Camp Staff Have a Ball

Staff members of Camp Gan Israel of Parksville and Camp L’man Achai had an actual ball during a training session.

By COLlive reporter

Where is the best place for staff training? In camp!

With the latest push by staff members on taking the summer seriously, two Lubavitch overnight camps invited life and leadership coach Rabbi Shmuly Rothman to their Upstate New York grounds.

Camp Gan Israel in Parksville and Camp L’man Achai hosted Rothman for intense staff training on their camp grounds, ahead of the campers’ arrival.

“This is a huge step in the right direction for our overnight camps,” Rothman told COLlive.com. “In traditional secular overnight camps, staff spend a week to 10 days on camp grounds training for their positions.”
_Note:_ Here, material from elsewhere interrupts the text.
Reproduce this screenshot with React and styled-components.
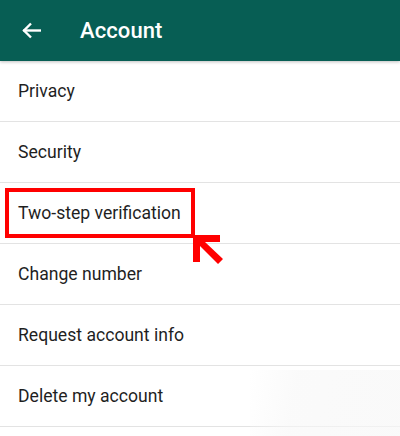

On Monday, June 25, a full day program took place in Parksville, the first overnight Chabad boys camp, and participants quickly learned that serious business can be fun too.

The training program began with an 8-foot colorful beach ball. Staff members were told lie in two rows and pass the ball from the beginning to the end of the line. Within seconds all the staff were interacting, laughing, having fun and supporting each other.

Rothman then moved on to discussing important topics such as “nurturing unzere kinder,” personal goal setting and internal inspiration to be a good counselor all day and every day, the skills and tools for viewing each and every camper as Hashem’s only child and positive discipline and “friend-raising.”

“Having Shmuly on camp grounds while the counselors were settling in made all the difference,” said Rabbi Nachman Dov Vichnin, senior Head Counselor at CGI Parksville who arranged for the program. “Staff had ample time to ask their specific questions, and get the support they needed. It was total ‘tachlis.'”

The many hours of training were interspersed with brain teasers, ice breakers, games and initiatives that put staff up close and interacting with each other.

Rothman, a resident of Pittsburgh, spent the next day at Camp L’man Achai, an overnight camp for Jewish boys ages 8-16, located in the town of Andes in Delaware County, NY.

As a camp geared for boys from homes that are not observant, Rothman spoke about sensitivity to campers coming from broken homes and who have suffered the loss of a loved one.

And in addition to topics raised in Parksville, he discussed healthy communication and relationships between staff, head staff and campers and how to set needed boundaries between staff and campers.

“The staff really appreciated it,” said Rabbi Yitzchok Steinmetz, director of Camp L’man Achai. “I’ve heard only great feedback and I’m sure it will make a huge difference.”

Staff were heard commenting, “The games were great! I got to meet fellow staff in a fun way! I never knew so many of the counselors by name so early on.”

To get the most out of the time allotted, counselors from both camps viewed Shmuly’s newly released staff training DVD on the bus ride up to camp.

The payoff was huge says Rothman, “By the time I got started, the counselors had a very good primer and were actually quoting the DVD training throughout the day.”